Por lo general, suelo estar de acuerdo con lo que escribe Rubén Blogbis en su blog. De todos modos, me gustaría hacer algunas acotaciones. Sin duda, el tema da para MUY largo y excede mi preparación y el ámbito de este blog, pero acá va.
Juan Carlos De Pablo decía que es muy fácil predecir el futuro con el diario del día siguiente en la mano. En algún momento deberíamos hacer un balance serio y desapasionado, no ideológico, del proceso de privatizaciones de los 90. Seguramente hubo irregularidades y seguramente las cosas se podrían haber hecho mejor, sobre todo contando con la información que se conoce ahora, 10 años después. Por ejemplo, estoy seguro que a la luz de la Argentina post golpe de fines de 2001, muchas de las empresas que participaron en las licitaciones y hundieron miles de millones de dólares en inversiones no hubieran participado ni en la compra de pliegos de los procesos licitatorios.
En la Argentina no se privatizó por virtud o por convicción, sino por necesidad. Fue el colapso casi total de la infraestructura del país lo que puso entre la espada y la pared a políticos, sindicalistas y "empresarios" proveedores del estado, e hizo que no les quedara otra opción. Como hecho simbólico, podemos quedarnos con los cortes de energía del último verano de Alfonsín, que muy probablemente le costaron la presidencia.
La Argentina de 1989 y de principios de los 90, al igual que la actual, era un país profundamente antimercado y antimodernidad. Veníamos de décadas de disparates económicos y por la información que se manejaba en ese momento, el camino elegido era continuar con el festival del populismo estatista. Las ex empresas de servicios públicos estatales hacia años que operaban en virtual estado de quebranto, sin balances ni ningún tipo de control. Al igual que ahora, las tarifas eran políticas y en muchos casos no cubrían ni una fracción de los costos de operación, básicamente nos comíamos el capital.
Dado el enorme riesgo de invertir en un país rufián como Argentina, es lógico que las tasas de retorno por la inversión que se exigían fueran muy elevadas. Aun así, muy pocas empresas internacionales de primera línea estaban dispuestas a hundir capital a largo plazo en el país. Tal es así, que la compra de Aerolíneas Argentinas por parte de la línea de bandera española fue poco menos que un favor político, un gesto de buena voluntad, del gobierno español de esa época.

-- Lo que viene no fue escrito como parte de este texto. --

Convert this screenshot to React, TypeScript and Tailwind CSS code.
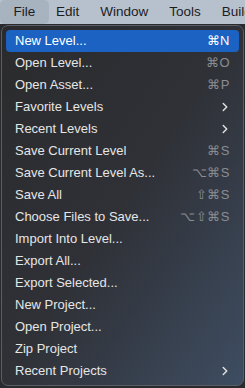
import { ChevronRight } from 'lucide-react';

type Item = { label: string; shortcut?: string; sub?: boolean; active?: boolean };

const items: Item[] = [
  { label: 'New Level...', shortcut: '⌘N', active: true },
  { label: 'Open Level...', shortcut: '⌘O' },
  { label: 'Open Asset...', shortcut: '⌘P' },
  { label: 'Favorite Levels', sub: true },
  { label: 'Recent Levels', sub: true },
  { label: 'Save Current Level', shortcut: '⌘S' },
  { label: 'Save Current Level As...', shortcut: '⌥⌘S' },
  { label: 'Save All', shortcut: '⇧⌘S' },
  { label: 'Choose Files to Save...', shortcut: '⌥⇧⌘S' },
  { label: 'Import Into Level...' },
  { label: 'Export All...' },
  { label: 'Export Selected...' },
  { label: 'New Project...' },
  { label: 'Open Project...' },
  { label: 'Zip Project' },
  { label: 'Recent Projects', sub: true },
];

const menus = ['Edit', 'Window', 'Tools', 'Build'];

export default function App() {
  return (
    <div
      className="w-[245px] h-[388px] overflow-hidden bg-[#2a2b2e] text-[13px]"
      style={{ fontFamily: '"Liberation Sans", Arial, sans-serif' }}
    >
      {/* menu bar */}
      <div className="h-[24px] flex items-center bg-[#b7c1cd] text-[#1c1d1f] text-[13.5px] whitespace-nowrap overflow-hidden">
        <div className="h-full w-[49px] shrink-0 flex items-center justify-center rounded-[5px] bg-[#a8b3c0]">File</div>
        <div className="flex gap-[21px] ml-[7px]">
          {menus.map((m) => (
            <span key={m}>{m}</span>
          ))}
        </div>
      </div>

      {/* dropdown */}
      <div className="mx-[1px] mt-[1px] h-[361px] rounded-[7px] border border-[#5a5d63] bg-gradient-to-br from-[#2b2b2d] via-[#2f3137] to-[#3e4d62] px-[4px] pt-[4px]">
        {items.map((it) => (
          <div
            key={it.label}
            className={`h-[22px] flex items-center justify-between pl-[9px] pr-[9px] rounded-[4px] ${it.active ? 'bg-[#1b62c2] text-white' : 'text-[#e6e6e6]'}`}
          >
            <span>{it.label}</span>
            {it.shortcut && (
              <span className={`tracking-[0.5px] ${it.active ? 'text-white' : 'text-[#8a8d93]'}`}>{it.shortcut}</span>
            )}
            {it.sub && <ChevronRight size={14} strokeWidth={2.5} className="text-[#e0e0e0] -mr-[2px]" />}
          </div>
        ))}
      </div>
    </div>
  );
}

Soy conciente que se repite hasta el hartazgo, pero las empresas de servicios públicos no se entregaron en concesión en condiciones monopólicas. En el caso de los teléfonos, como en todos los modelos de privatización en el mundo, hubo que elegir si se privilegiaba la telefonía base, es decir dar cobertura con el servicio básico a la mayor cantidad de público posible, la parte menos rentable del negocio, o se optaba por la crema del negocio: un servicio básico reducido y gran oferta de servicios sofisticados (y caros) a los que disponían de mayores ingresos. Este último es el modelo que se siguió en muchos otros países latinoamericanos. En la Argentina se optó por concesiones en monopolio por un periodo más extenso como contrapartida de la ampliación de la cobertura del servicio. La desregulación del sector, con el paso a un sistema de multicarrier no se llevó a cabo por los permanentes titubeos del gobierno de De la Rúa, y se dejó de lado permanentemente después del golpe de estado de Duhalde.

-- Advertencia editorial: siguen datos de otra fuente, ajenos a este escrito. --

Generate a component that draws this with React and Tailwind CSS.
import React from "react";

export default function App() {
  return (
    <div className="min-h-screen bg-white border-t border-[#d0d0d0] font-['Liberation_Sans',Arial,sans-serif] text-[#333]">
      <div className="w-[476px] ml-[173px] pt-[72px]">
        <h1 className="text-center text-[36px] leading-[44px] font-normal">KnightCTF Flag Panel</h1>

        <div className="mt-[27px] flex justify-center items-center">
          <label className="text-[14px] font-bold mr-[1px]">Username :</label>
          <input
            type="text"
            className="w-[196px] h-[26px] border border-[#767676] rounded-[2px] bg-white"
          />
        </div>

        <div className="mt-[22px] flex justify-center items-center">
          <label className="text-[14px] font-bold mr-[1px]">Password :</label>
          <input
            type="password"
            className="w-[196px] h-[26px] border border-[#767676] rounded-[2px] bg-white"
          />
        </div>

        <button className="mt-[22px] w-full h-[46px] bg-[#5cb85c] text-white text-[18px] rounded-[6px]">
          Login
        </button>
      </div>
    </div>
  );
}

En muchos casos la privatización fue acompañada de reformas y desregulacion del sector, como en el campo de la generación y distribución de energía eléctrica, que fue modelo en el mundo en su momento.
En fin, no soy un experto en el tema, pero creo que es injusto calificar de “mercantilistas” las reformas encaradas en los 90. Fue un intento fallido, trunco, de modernizar el país. Se cometieron muchos errores y en muchos casos se hizo “a la argentina”, pero significó sin duda un cambio de paradigma para la historia económica del país de los últimos 50 años.
Pretender comparar las reformas promercado de ese periodo con la triste vuelta a recetas fracasadas de la década del 40 y 50 es correr el riesgo cierto de no saber distinguir lo que funciona de lo que no.